Midwives have been around for centuries, for a long time, since the Bible. In most countries midwives are still the primary birth attendants (though) there are certainly physicians. In the United States, initially there were a lot of midwives, then physicians took over birth, there were a lot of changes and birth moved into hospitals, and there were a lot of good things that came out of that.
It also pushed midwifery to make it seem like it was a fringe element. Then in the last 40 years, we’ve created more official education programs and certification and we are part of the mainstream now. There are still midwives who do home births and there a lot of people who still think that everyone who is a midwife does home births but now there are so many of us, it’s less of an issue. People are not surprised to have a midwife. There’s a big practice at Kaiser, at the Navy, in North County delivering at Tri-City Hospital, at Palomar.
Do you have children?
No I don’t.
Do women ever ask you if you have kids?
I definitely get asked. I tell them what I know about what is normal and what things are going to feel like from what I can imagine and what I’ve seen.
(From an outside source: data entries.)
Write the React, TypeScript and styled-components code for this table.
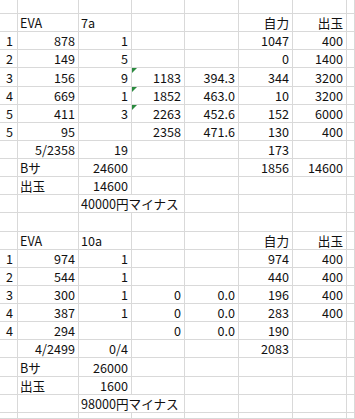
import React from 'react';
import styled, { createGlobalStyle } from 'styled-components';

const GlobalStyle = createGlobalStyle`
  html, body {
    margin: 0;
    padding: 0;
    background: #ffffff;
  }
`;

type Align = 'left' | 'right';

interface CellSpec {
  t: string;
  align?: Align;
  span?: number;
  flag?: boolean;
}

type Row = (string | CellSpec | null)[];

const L = (t: string, span?: number): CellSpec => ({ t, align: 'left', span });
const F = (t: string): CellSpec => ({ t, flag: true });

// columns A..H; '' is an empty cell, null is covered by the span on its left
const rows: Row[] = [
  ['', '', '', '', '', '', '', ''],
  ['', L('EVA'), L('7a'), '', '', '自力', '出玉', ''],
  [L('1'), '878', '1', '', '', '1047', '400', ''],
  [L('2'), '149', '5', '', '', '0', '1400', ''],
  [L('3'), '156', '9', F('1183'), '394.3', '344', '3200', ''],
  [L('4'), '669', '1', F('1852'), '463.0', '10', '3200', ''],
  [L('5'), '411', '3', F('2263'), '452.6', '152', '6000', ''],
  [L('5'), '95', '', '2358', '471.6', '130', '400', ''],
  ['', '5/2358', '19', '', '', '173', '', ''],
  ['', L('Bサ'), '24600', '', '', '1856', '14600', ''],
  ['', L('出玉'), '14600', '', '', '', '', ''],
  ['', '', L('40000円マイナス', 2), null, '', '', '', ''],
  ['', '', '', '', '', '', '', ''],
  ['', L('EVA'), L('10a'), '', '', '自力', '出玉', ''],
  [L('1'), '974', '1', '', '', '974', '400', ''],
  [L('2'), '544', '1', '', '', '440', '400', ''],
  [L('3'), '300', '1', '0', '0.0', '196', '400', ''],
  [L('4'), '387', '1', '0', '0.0', '283', '400', ''],
  [L('4'), '294', '', '0', '0.0', '190', '', ''],
  ['', '4/2499', '0/4', '', '', '2083', '', ''],
  ['', L('Bサ'), '26000', '', '', '', '', ''],
  ['', L('出玉'), '1600', '', '', '', '', ''],
  ['', '', L('98000円マイナス', 2), null, '', '', '', ''],
  ['', '', '', '', '', '', '', ''],
];

const Sheet = styled.div`
  display: grid;
  grid-template-columns: 18px 61px 53px 53px 54px 54px 54px 1fr;
  grid-template-rows: 14px repeat(22, 18.14px) 1fr;
  width: 355px;
  height: 419px;
  overflow: hidden;
  font-family: 'Noto Sans CJK JP', sans-serif;
  font-size: 12.6px;
  color: #111111;
`;

const Cell = styled.div<{ $align: Align; $span: number; $flag: boolean }>`
  position: relative;
  grid-column: span ${(p) => p.$span};
  box-sizing: border-box;
  border-right: 1px solid #d9d9d9;
  border-bottom: 1px solid #d9d9d9;
  display: flex;
  align-items: flex-end;
  justify-content: ${(p) => (p.$align === 'left' ? 'flex-start' : 'flex-end')};
  padding: 0 3px 1px ${(p) => (p.$align === 'left' ? '2px' : '0')};
  line-height: 14px;
  white-space: nowrap;

  &::before {
    content: '';
    display: ${(p) => (p.$flag ? 'block' : 'none')};
    position: absolute;
    top: 0;
    left: 0;
    border-top: 5px solid #2a8a3e;
    border-right: 5px solid transparent;
  }
`;

const LabelCell = styled(Cell)`
  padding-left: 6px;
`;

export default function App() {
  return (
    <>
      <GlobalStyle />
      <Sheet>
        {rows.map((row, r) =>
          row.map((c, i) => {
            if (c === null) return null;
            const spec: CellSpec = typeof c === 'string' ? { t: c } : c;
            const Comp = i === 0 ? LabelCell : Cell;
            return (
              <Comp
                key={`${r}-${i}`}
                $align={spec.align ?? 'right'}
                $span={spec.span ?? 1}
                $flag={!!spec.flag}
              >
                {spec.t}
              </Comp>
            );
          }),
        )}
      </Sheet>
    </>
  );
}
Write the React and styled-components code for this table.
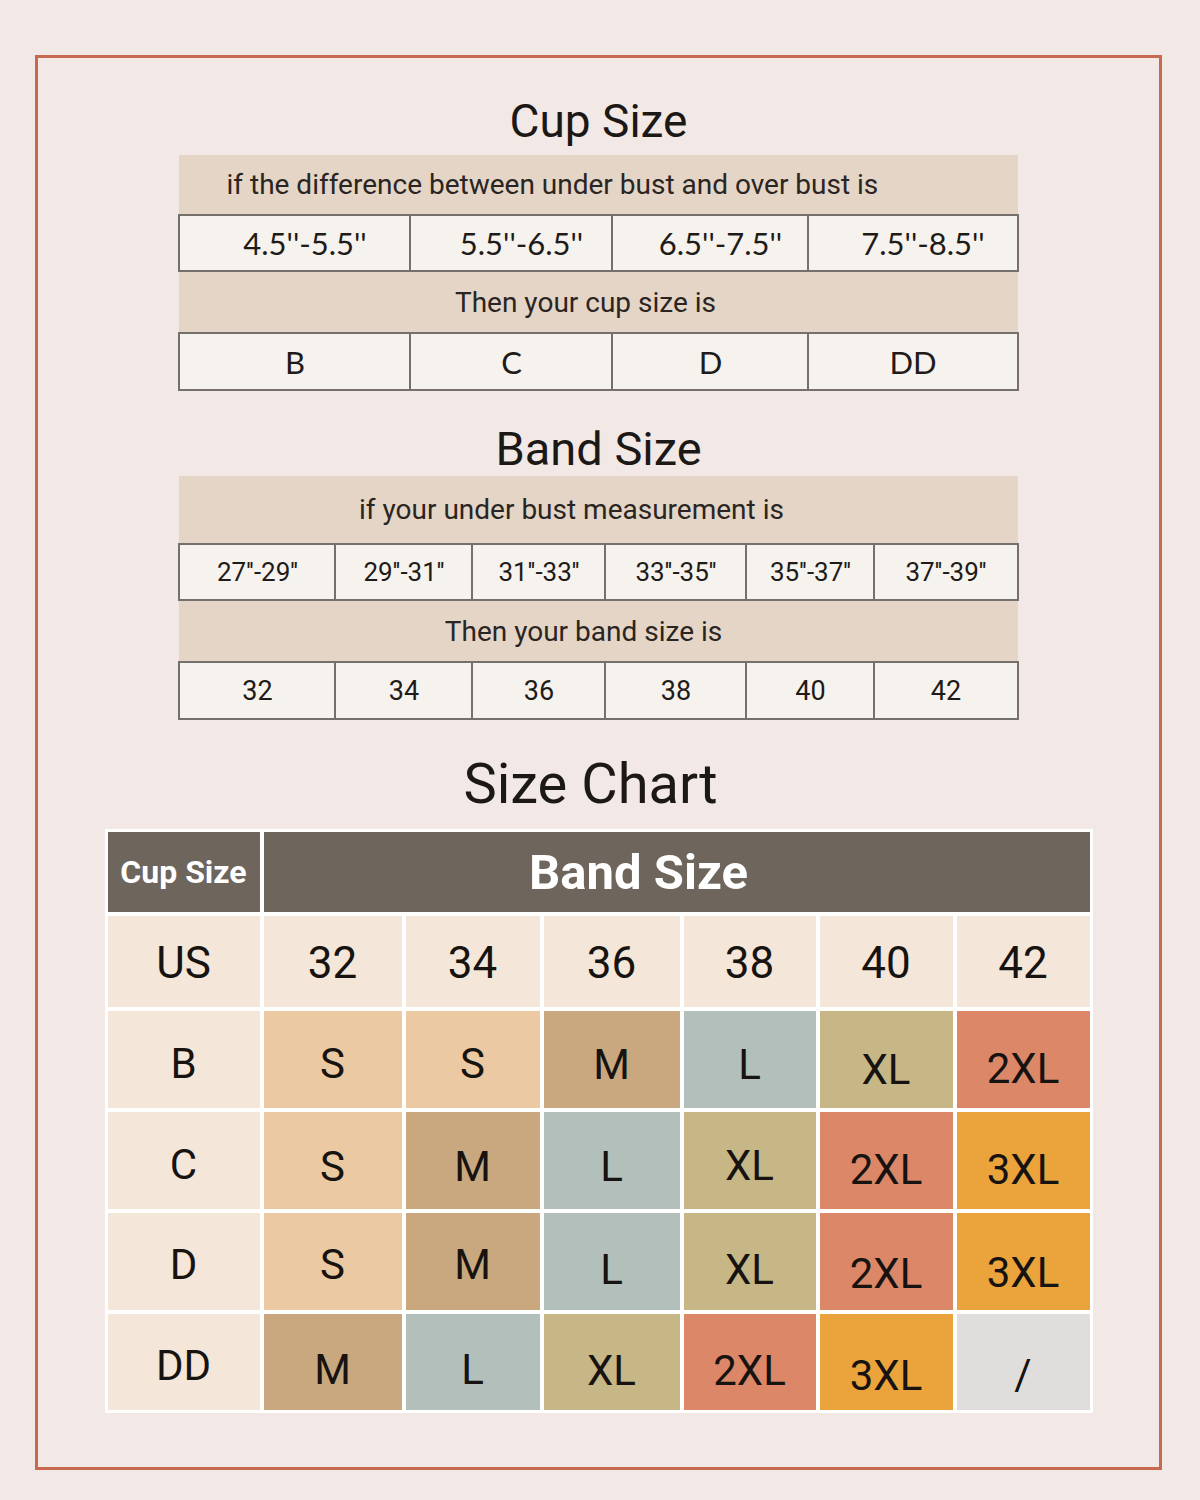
import React from 'react';
import styled, { createGlobalStyle } from 'styled-components';

const GlobalStyle = createGlobalStyle`
  body {
    margin: 0;
    background: #f2e9e6;
    font-family: Roboto, "Liberation Sans", sans-serif;
    color: #221e1b;
  }
  #root {
    min-height: 1500px;
  }
`;

const cupRanges = [`4.5''-5.5''`, `5.5''-6.5''`, `6.5''-7.5''`, `7.5''-8.5''`];
const cupSizes = ['B', 'C', 'D', 'DD'];
const cupCols = [231, 202, 196, 209];

const bandRanges = [`27''-29''`, `29''-31''`, `31''-33''`, `33''-35''`, `35''-37''`, `37''-39''`];
const bandSizes = ['32', '34', '36', '38', '40', '42'];
const bandCols = [156, 137, 133, 141, 128, 143];

const sizeColors = {
  S: '#ebc9a2',
  M: '#c9a77f',
  L: '#b2bfbb',
  XL: '#c7b786',
  '2XL': '#db8768',
  '3XL': '#eba43c',
  '/': '#dfdedc',
};

// dy = how far the label sits below the middle of its cell
const chartRows = [
  { cup: 'B', dy: 4, cells: [['S', 4], ['S', 4], ['M', 5], ['L', 5], ['XL', 10], ['2XL', 9]] },
  { cup: 'C', dy: 4, cells: [['S', 6], ['M', 6], ['L', 6], ['XL', 5], ['2XL', 9], ['3XL', 9]] },
  { cup: 'D', dy: 3, cells: [['S', 3], ['M', 3], ['L', 8], ['XL', 8], ['2XL', 12], ['3XL', 11]] },
  { cup: 'DD', dy: 3, cells: [['M', 7], ['L', 7], ['XL', 8], ['2XL', 8], ['3XL', 13], ['/', 12]] },
];

const Frame = styled.div`
  box-sizing: border-box;
  width: 1127px;
  height: 1415px;
  margin: 55px 0 0 35px;
  border: 3px solid #c6694f;
  padding-top: 35px;
  display: flex;
  flex-direction: column;
  align-items: center;
`;

const Title = styled.h2`
  margin: ${p => p.$mt}px 0 0;
  font-family: Roboto, sans-serif;
  font-weight: 400;
  font-size: ${p => p.$size}px;
  line-height: ${p => p.$lh}px;
  color: #1c1816;
  text-align: center;
  transform: translateX(${p => p.$dx || 0}px);
`;

const Table = styled.table`
  width: 838px;
  border-collapse: collapse;
  table-layout: fixed;
  margin-top: ${p => p.$mt}px;
`;

const LabelCell = styled.td`
  height: ${p => p.$h}px;
  padding: 0 ${p => p.$pr || 0}px 0 ${p => p.$pl || 0}px;
  background: #e4d5c7;
  font-family: Roboto, sans-serif;
  font-size: 28px;
  color: #2a2522;
  text-align: ${p => p.$align || 'center'};
  white-space: nowrap;
`;

const ValueCell = styled.td`
  height: ${p => p.$h}px;
  padding: 0 0 0 ${p => p.$pl || 0}px;
  background: #f6f2ee;
  border: 2px solid #75706c;
  font-family: ${p => p.$font};
  font-size: ${p => p.$size}px;
  color: #1f1b18;
  text-align: center;
  white-space: nowrap;
`;

const Chart = styled.div`
  margin-top: 13px;
  padding: 3px;
  background: #ffffff;
  display: grid;
  grid-template-columns: 152px 138px 134px 136px 132px 133px 133px;
  grid-template-rows: 80px 91px 97px 97px 97px 96px;
  gap: 4px;
`;

const HeadCell = styled.div`
  grid-column: ${p => p.$span ? `span ${p.$span}` : 'auto'};
  background: #6e655c;
  color: #ffffff;
  font-family: Roboto, sans-serif;
  font-weight: 700;
  font-size: ${p => p.$size}px;
  display: flex;
  align-items: center;
  justify-content: center;
  padding-right: ${p => p.$pr || 0}px;
`;

const Cell = styled.div`
  background: ${p => p.$bg};
  font-family: Roboto, sans-serif;
  font-size: ${p => p.$size}px;
  color: #161310;
  display: flex;
  align-items: center;
  justify-content: center;
  padding-top: ${p => (p.$dy || 0) * 2}px;
`;

const App = () => (
  <>
    <GlobalStyle />
    <Frame>
      <Title $size={46} $lh={56} $mt={0}>Cup Size</Title>
      <Table $mt={6}>
        <colgroup>
          {cupCols.map((w, i) => <col key={i} style={{ width: w }} />)}
        </colgroup>
        <tbody>
          <tr>
            <LabelCell colSpan={4} $h={59} $align="left" $pl={47}>
              if the difference between under bust and over bust is
            </LabelCell>
          </tr>
          <tr>
            {cupRanges.map(r => (
              <ValueCell key={r} $h={54} $size={31} $pl={20} $font="Lato, sans-serif">{r}</ValueCell>
            ))}
          </tr>
          <tr>
            <LabelCell colSpan={4} $h={60} $pr={26}>Then your cup size is</LabelCell>
          </tr>
          <tr>
            {cupSizes.map(c => (
              <ValueCell key={c} $h={55} $size={31} $font="Lato, sans-serif">{c}</ValueCell>
            ))}
          </tr>
        </tbody>
      </Table>

      <Title $size={47} $lh={54} $mt={31}>Band Size</Title>
      <Table $mt={0}>
        <colgroup>
          {bandCols.map((w, i) => <col key={i} style={{ width: w }} />)}
        </colgroup>
        <tbody>
          <tr>
            <LabelCell colSpan={6} $h={67} $pr={54}>if your under bust measurement is</LabelCell>
          </tr>
          <tr>
            {bandRanges.map(r => (
              <ValueCell key={r} $h={54} $size={26} $font="Roboto, sans-serif">{r}</ValueCell>
            ))}
          </tr>
          <tr>
            <LabelCell colSpan={6} $h={60} $pr={30}>Then your band size is</LabelCell>
          </tr>
          <tr>
            {bandSizes.map(b => (
              <ValueCell key={b} $h={55} $size={27} $font="Roboto, sans-serif">{b}</ValueCell>
            ))}
          </tr>
        </tbody>
      </Table>

      <Title $size={56} $lh={64} $mt={32} $dx={-8}>Size Chart</Title>
      <Chart>
        <HeadCell $size={32}>Cup Size</HeadCell>
        <HeadCell $span={6} $size={49} $pr={76}>Band Size</HeadCell>

        <Cell $bg="#f4e6d8" $size={44} $dy={1}>US</Cell>
        {bandSizes.map(b => (
          <Cell key={b} $bg="#f4e6d8" $size={44} $dy={1}>{b}</Cell>
        ))}

        {chartRows.map(row => (
          <React.Fragment key={row.cup}>
            <Cell $bg="#f4e6d8" $size={42} $dy={row.dy}>{row.cup}</Cell>
            {row.cells.map(([size, dy], i) => (
              <Cell key={i} $bg={sizeColors[size]} $size={42} $dy={dy}>{size}</Cell>
            ))}
          </React.Fragment>
        ))}
      </Chart>
    </Frame>
  </>
);

export default App;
I think I can relate to it better than a male who has never had a baby but it’s never really been an issue.
Do you feel challenged in those moments where you can’t relate to the physical sensations?
Probably when I first started I did a little bit but now that I’ve done it so much and I have enough friends that I can say to, “No, really, tell me exactly, what did it feel like?” and from what lots of patients have told me, I feel like I know enough. One of my mentors, she also didn’t have kids, and I asked her, “Do you feel like that challenges you?” and she said, “Having had either a good or bad birth experience yourself can affect what you expect (for) your patients’ birth experiences.” I have no preconceived notion based on my own experience on what they should or shouldn’t choose for their own labor, how they should cope. I just have my professional experience of being with women, so I think it may be a benefit.
What’s the most rewarding part of the job?
The mom getting to hold her baby for the first time. It’s after going through all the months of growing a baby, giving birth to a baby and working really hard in labor — you don’t call it labor because it’s easy — and just to see her and all the family see the baby for the first time, is worth more than anything. We get to be a part of somebody’s miracle every day.